(Reuters) - Berlin's new airport will not now open until 2013 due to fire regulations, German paper Bild reported on Wednesday, heaping further embarrassment on authorities who had said the hold-up would only stretch to three months.
The capital's long-awaited new airport had been due to open on June 3, replacing two from the Cold War era. But just weeks before its launch date the operators said Berlin-Brandenburg airport would not be ready in time.
Bild cited a letter from a building regulation agency to the airport's technical chief, Manfred Koertgen, warning that any interim safety measures would not suffice to secure approval.
"We won't be able to get a fully automatic system in place that quickly. That rules out an opening this year," an airport official told the paper.
It would then make most sense to open the airport when airlines introduce their summer 2013 flight plan from end-March next year, added the official quoted by Bild.
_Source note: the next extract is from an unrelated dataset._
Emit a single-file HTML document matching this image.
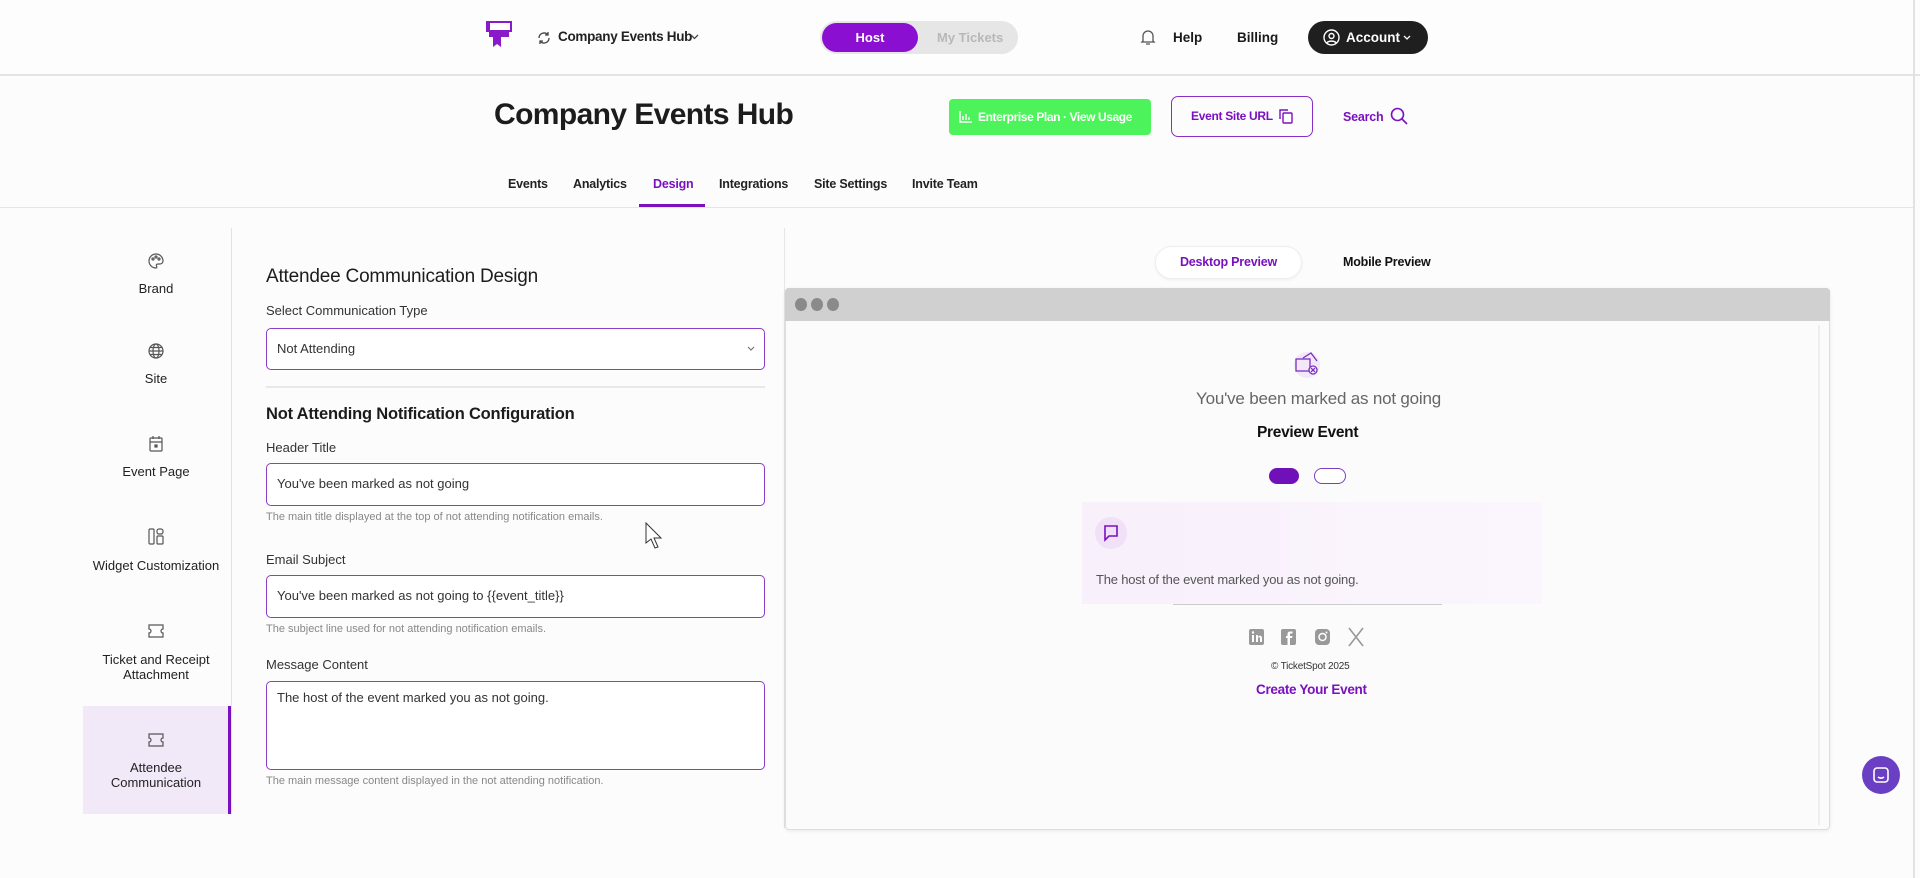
<!DOCTYPE html>
<html><head><meta charset="utf-8"><style>
*{box-sizing:border-box;margin:0;padding:0}
body{width:1920px;height:878px;background:#fcfcfc;font-family:"Liberation Sans",sans-serif;color:#1a1a1a;position:relative;overflow:hidden}
.a{position:absolute}
.t{position:absolute;white-space:nowrap}
.lbl{font-size:13px;color:#333}
.inp{position:absolute;left:266px;width:499px;border:1.5px solid #8a3fc6;border-radius:5px;background:#fff;font-size:14px;color:#333;padding-left:10px}
.help{font-size:11px;color:#888;position:absolute;left:266px}
.side{position:absolute;left:83px;width:146px;text-align:center;font-size:13px;color:#222}
.tab{position:absolute;white-space:nowrap;top:177px;font-size:12.5px;font-weight:bold;color:#222;letter-spacing:-0.2px}
</style></head><body>
<!-- top bar -->
<div class="a" style="left:0;top:0;width:1920px;height:76px;background:#fdfdfd;border-bottom:2px solid #e4e4e4"></div>
<svg class="a" style="left:486px;top:21px" width="26" height="28" viewBox="0 0 26 28"><rect x="1" y="1" width="24" height="9" fill="#fff" stroke="#8a19c9" stroke-width="2"/><rect x="1" y="1" width="3" height="9" fill="#8a19c9"/><path d="M7 10v16l4-3 4 3V10z" fill="#8a19c9"/><rect x="3" y="10" width="20" height="6" fill="#8a19c9"/></svg>
<svg class="a" style="left:537px;top:31px" width="14" height="14" viewBox="0 0 14 14" fill="none" stroke="#444" stroke-width="1.3"><path d="M2 7a5 5 0 0 1 9-3M12 7a5 5 0 0 1-9 3M11 1v3H8M3 13v-3h3"/></svg>
<div class="t" style="left:558px;top:29px;font-size:13.5px;font-weight:bold;color:#222;letter-spacing:-0.3px">Company Events Hub</div>
<svg class="a" style="left:690px;top:34px" width="9" height="6" viewBox="0 0 9 6" fill="none" stroke="#444" stroke-width="1.3"><path d="M1 1l3.5 3.5L8 1"/></svg>
<div class="a" style="left:820px;top:21px;width:198px;height:33px;border-radius:17px;background:#e6e6e6"></div>
<div class="a" style="left:822px;top:23px;width:96px;height:29px;border-radius:15px;background:#8a0fd0;color:#fff;font-size:13px;font-weight:bold;text-align:center;line-height:29px">Host</div>
<div class="t" style="left:937px;top:30px;font-size:13px;font-weight:bold;color:#b8b8b8">My Tickets</div>
<svg class="a" style="left:1140px;top:28px" width="16" height="18" viewBox="0 0 16 18" fill="none" stroke="#555" stroke-width="1.3"><path d="M3 13V8a5 5 0 0 1 10 0v5l1 1H2zM6 16h4"/></svg>
<div class="t" style="left:1173px;top:30px;font-size:13.5px;font-weight:bold">Help</div>
<div class="t" style="left:1237px;top:30px;font-size:13.5px;font-weight:bold">Billing</div>
<div class="a" style="left:1308px;top:21px;width:120px;height:33px;border-radius:17px;background:#1f1f1f;color:#fff;font-size:13.5px;font-weight:bold;line-height:33px;padding-left:38px">Account</div>
<svg class="a" style="left:1403px;top:35px" width="8" height="5" viewBox="0 0 8 5" fill="none" stroke="#fff" stroke-width="1.3"><path d="M1 1l3 3 3-3"/></svg>
<svg class="a" style="left:1323px;top:29px" width="17" height="17" viewBox="0 0 17 17" fill="none" stroke="#fff" stroke-width="1.4"><circle cx="8.5" cy="8.5" r="7.5"/><circle cx="8.5" cy="7" r="2.5"/><path d="M4 14c1-2.5 8-2.5 9 0"/></svg>
<div class="a" style="left:1913px;top:0;width:2px;height:878px;background:#e2e2e2"></div>
<!-- title row -->
<div class="t" style="left:494px;top:98px;font-size:30px;font-weight:bold;color:#1c1c1c;letter-spacing:-0.6px">Company Events Hub</div>
<div class="a" style="left:949px;top:99px;width:202px;height:36px;border-radius:4px;background:#4df35a;color:#fff;font-size:12px;font-weight:bold;line-height:36px;padding-left:29px;letter-spacing:-0.4px;white-space:nowrap">Enterprise Plan · View Usage</div>
<svg class="a" style="left:959px;top:111px" width="13" height="12" viewBox="0 0 13 12" fill="none" stroke="#fff" stroke-width="1.5"><path d="M1 0v11h12M4 9V5M7 9V3M10 9V6"/></svg>
<div class="a" style="left:1171px;top:96px;width:142px;height:41px;border-radius:7px;border:1.5px solid #8a2fc6;color:#7a10c0;font-size:12px;font-weight:bold;line-height:38px;padding-left:19px;letter-spacing:-0.3px;white-space:nowrap">Event Site URL</div>
<svg class="a" style="left:1278px;top:108px" width="15" height="16" viewBox="0 0 15 16" fill="none" stroke="#7a10c0" stroke-width="1.4"><rect x="5" y="5" width="9" height="10" rx="1"/><path d="M2 11V2h8"/></svg>
<div class="t" style="left:1343px;top:110px;font-size:12.5px;font-weight:bold;color:#7a10c0;letter-spacing:-0.2px">Search</div>
<svg class="a" style="left:1390px;top:107px" width="18" height="18" viewBox="0 0 18 18" fill="none" stroke="#7a10c0" stroke-width="1.6"><circle cx="7.5" cy="7.5" r="6"/><path d="M12 12l5 5"/></svg>
<!-- tabs -->
<div class="tab" style="left:508px">Events</div>
<div class="tab" style="left:573px">Analytics</div>
<div class="tab" style="left:653px;color:#7a10c0">Design</div>
<div class="tab" style="left:719px">Integrations</div>
<div class="tab" style="left:814px">Site Settings</div>
<div class="tab" style="left:912px">Invite Team</div>
<div class="a" style="left:0;top:207px;width:1913px;height:1px;background:#e6e6e6"></div>
<div class="a" style="left:639px;top:204px;width:66px;height:3px;background:#7a10c0"></div>
<!-- sidebar -->
<div class="a" style="left:231px;top:228px;width:1px;height:586px;background:#e2e2e2"></div>
<div class="a" style="left:83px;top:706px;width:146px;height:108px;background:#f1e8f8"></div>
<div class="a" style="left:228px;top:706px;width:3px;height:108px;background:#7a10c0"></div>
<svg class="a" style="left:148px;top:253px" width="16" height="16" viewBox="0 0 16 16" fill="none" stroke="#555" stroke-width="1.2"><path d="M8 1a7 7 0 1 0 0 14c1 0 1-1 .5-2s0-2 1.5-2h2a3 3 0 0 0 3-3A7 7 0 0 0 8 1z"/><circle cx="5" cy="6" r="1"/><circle cx="8" cy="4" r="1"/><circle cx="11" cy="6" r="1"/></svg>
<div class="side" style="top:281px">Brand</div>
<svg class="a" style="left:148px;top:343px" width="16" height="16" viewBox="0 0 16 16" fill="none" stroke="#555" stroke-width="1.2"><circle cx="8" cy="8" r="7"/><ellipse cx="8" cy="8" rx="3" ry="7"/><path d="M1 8h14M2 4.5h12M2 11.5h12"/></svg>
<div class="side" style="top:371px">Site</div>
<svg class="a" style="left:149px;top:435px" width="14" height="17" viewBox="0 0 14 17" fill="none" stroke="#555" stroke-width="1.2"><rect x="1" y="3" width="12" height="13" rx="1"/><path d="M4 1v3M10 1v3M1 7h12"/><rect x="6" y="10" width="2" height="2" fill="#555"/></svg>
<div class="side" style="top:464px">Event Page</div>
<svg class="a" style="left:148px;top:528px" width="16" height="17" viewBox="0 0 16 17" fill="none" stroke="#555" stroke-width="1.2"><rect x="1" y="1" width="5" height="15" rx="1"/><rect x="9" y="1" width="6" height="5" rx="2"/><rect x="9" y="8" width="6" height="8" rx="1"/></svg>
<div class="side" style="top:558px">Widget Customization</div>
<svg class="a" style="left:148px;top:624px" width="16" height="14" viewBox="0 0 16 14" fill="none" stroke="#555" stroke-width="1.2"><path d="M1 1h14v4a2 2 0 0 0 0 4v4H1V9a2 2 0 0 0 0-4z"/></svg>
<div class="side" style="top:652px;line-height:15px">Ticket and Receipt<br>Attachment</div>
<svg class="a" style="left:148px;top:733px" width="16" height="14" viewBox="0 0 16 14" fill="none" stroke="#555" stroke-width="1.2"><path d="M1 1h14v4a2 2 0 0 0 0 4v4H1V9a2 2 0 0 0 0-4z"/></svg>
<div class="side" style="top:760px;line-height:15px">Attendee<br>Communication</div>
<!-- form -->
<div class="t" style="left:266px;top:266px;font-size:19px;color:#1c1c1c;letter-spacing:-0.2px">Attendee Communication Design</div>
<div class="t lbl" style="left:266px;top:303px">Select Communication Type</div>
<div class="inp" style="top:328px;height:42px;line-height:39px;font-size:13px">Not Attending</div>
<svg class="a" style="left:747px;top:346px" width="8" height="5" viewBox="0 0 8 5" fill="none" stroke="#777" stroke-width="1.2"><path d="M1 1l3 3 3-3"/></svg>
<div class="a" style="left:266px;top:386px;width:499px;height:2px;background:#e8e8e8"></div>
<div class="t" style="left:266px;top:405px;font-size:16.5px;font-weight:bold;color:#1c1c1c;letter-spacing:-0.2px">Not Attending Notification Configuration</div>
<div class="t lbl" style="left:266px;top:440px">Header Title</div>
<div class="inp" style="top:463px;height:43px;line-height:40px;font-size:13px">You've been marked as not going</div>
<div class="t help" style="top:511px">The main title displayed at the top of not attending notification emails.</div>
<div class="t lbl" style="left:266px;top:552px">Email Subject</div>
<div class="inp" style="top:575px;height:43px;line-height:40px;font-size:13px">You've been marked as not going to {{event_title}}</div>
<div class="t help" style="top:623px">The subject line used for not attending notification emails.</div>
<div class="t lbl" style="left:266px;top:657px">Message Content</div>
<div class="inp" style="top:681px;height:89px;padding-top:8px;font-size:13px">The host of the event marked you as not going.</div>
<div class="t help" style="top:775px">The main message content displayed in the not attending notification.</div>
<svg class="a" style="left:645px;top:522px" width="18" height="28" viewBox="0 0 18 28"><path d="M1 1v20l5-4 4 9 3-1-4-9h7z" fill="#fff" stroke="#333" stroke-width="1"/></svg>
<!-- preview -->
<div class="a" style="left:784px;top:228px;width:1px;height:600px;background:#e6e6e6"></div>
<div class="a" style="left:1155px;top:246px;width:147px;height:33px;border-radius:17px;background:#fff;border:1px solid #eee;box-shadow:0 1px 3px rgba(0,0,0,.06);color:#7a10c0;font-size:12.5px;font-weight:bold;text-align:center;line-height:31px;letter-spacing:-0.2px">Desktop Preview</div>
<div class="t" style="left:1343px;top:255px;font-size:12.5px;font-weight:bold;color:#111;letter-spacing:-0.2px">Mobile Preview</div>
<div class="a" style="left:785px;top:288px;width:1045px;height:542px;background:#fbfbfb;border:1px solid #ddd;border-radius:4px;box-shadow:0 1px 4px rgba(0,0,0,.08)"></div>
<div class="a" style="left:785px;top:288px;width:1045px;height:33px;background:#d0d0d0;border-radius:4px 4px 0 0"></div>
<div class="a" style="left:795px;top:298px;width:12px;height:13px;border-radius:50%;background:#8a8a8a"></div>
<div class="a" style="left:811px;top:298px;width:12px;height:13px;border-radius:50%;background:#8a8a8a"></div>
<div class="a" style="left:827px;top:298px;width:12px;height:13px;border-radius:50%;background:#8a8a8a"></div>
<div class="a" style="left:1818px;top:325px;width:2px;height:500px;background:#eee"></div>
<svg class="a" style="left:1294px;top:350px" width="28" height="30" viewBox="0 0 28 30" fill="none" stroke="#7a2fc0" stroke-width="1.3"><circle cx="13" cy="15" r="13" fill="#f3e8fa" stroke="none"/><rect x="2" y="9" width="14" height="12"/><path d="M9 8l8-5 6 8"/><circle cx="19" cy="20" r="4" fill="#fff"/><path d="M17 18l4 4M21 18l-4 4"/></svg>
<div class="t" style="left:1196px;top:389px;font-size:17px;color:#666;letter-spacing:-0.2px">You've been marked as not going</div>
<div class="t" style="left:1257px;top:424px;font-size:15.5px;font-weight:bold;color:#111;letter-spacing:-0.3px">Preview Event</div>
<div class="a" style="left:1269px;top:468px;width:30px;height:16px;border-radius:8px;background:#7010b8"></div>
<div class="a" style="left:1314px;top:468px;width:32px;height:16px;border-radius:8px;border:1.5px solid #7a3fc0;background:#fff"></div>
<div class="a" style="left:1082px;top:502px;width:460px;height:102px;background:linear-gradient(90deg,#f8f0fb,#fbf6fd)"></div>
<div class="a" style="left:1095px;top:517px;width:32px;height:32px;border-radius:50%;background:#f0e0f8"></div>
<svg class="a" style="left:1103px;top:525px" width="16" height="17" viewBox="0 0 16 17" fill="none" stroke="#7a10c0" stroke-width="1.6"><path d="M2 1h12v10H6l-4 4z"/></svg>
<div class="t" style="left:1096px;top:572px;font-size:13px;color:#555;letter-spacing:-0.2px">The host of the event marked you as not going.</div>
<div class="a" style="left:1173px;top:604px;width:269px;height:1px;background:#ccc"></div>
<svg class="a" style="left:1248px;top:627px" width="120" height="20" viewBox="0 0 120 20" fill="#999"><rect x="1" y="2" width="15" height="16" rx="2"/><rect x="4" y="8" width="2" height="7" fill="#fff"/><circle cx="5" cy="5.5" r="1.2" fill="#fff"/><path d="M8 8h2v2c1-2 4-2 4 1v4h-2v-4c0-1-2-1-2 0v4H8z" fill="#fff"/><rect x="33" y="2" width="15" height="16" rx="2"/><path d="M42 18v-7h2l.5-2H42V7.5c0-1 .5-1 1-1h1.5V4.5H42c-2 0-2.5 1.5-2.5 3V9H38v2h1.5v7z" fill="#fff"/><rect x="67" y="2" width="15" height="16" rx="4"/><circle cx="74.5" cy="10" r="3.5" fill="none" stroke="#fff" stroke-width="1.5"/><circle cx="78.5" cy="5.5" r="1" fill="#fff"/><path d="M101 1l14 18M115 1L101 19" stroke="#999" stroke-width="1.6" fill="none"/></svg>
<div class="t" style="left:1271px;top:661px;font-size:10px;color:#333;letter-spacing:-0.2px">© TicketSpot 2025</div>
<div class="t" style="left:1256px;top:682px;font-size:13.5px;font-weight:bold;color:#7a10c0;letter-spacing:-0.3px">Create Your Event</div>
<div class="a" style="left:1862px;top:756px;width:38px;height:38px;border-radius:50%;background:#6a3fc4"></div>
<svg class="a" style="left:1872px;top:766px" width="18" height="18" viewBox="0 0 18 18" fill="none" stroke="#fff" stroke-width="1.6"><rect x="2" y="2" width="14" height="14" rx="3"/><path d="M6 11c2 1.5 4 1.5 6 0"/></svg>
</body></html>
A spokesman for the airport declined to comment but noted that the Berlin-Brandenburg supervisory board was meeting later on Wednesday. "We expect that the board meeting will result in a time plan," he said.
The opening of what will be Germany's third largest airport after Frankfurt and Munich has been postponed once already.
Keeping the two older airports, Tegel and Schoenefeld, open will cost about 15 million euros a month and airlines that have been selling tickets for flights from Berlin-Brandenburg for months face additional costs.
The 2.5-billion-euro airport initially aims to attract up to 27 million passengers annually, which will make it about half the size of Germany's main airport in Frankfurt and less than a third of the size of the world's busiest airport in Atlanta.
One of the first challenges for the airport was to be handling passengers travelling to for the Euro soccer championship next month in Poland and Ukraine.
A spokesman for national carrier Lufthansa (LHAG.DE) said: "The airport should only be opened if stable and safe flight operations can be provided. It would be a bigger catastrophe if a new date was named now that would have to be postponed again."
Germany's second largest carrier Air Berlin (AB1.DE) said it expected a decision during the day. CEO Hartmut Mehdorn said on Tuesday it made sense for the airport to open after the summer season to coincide with the change to the winter schedule.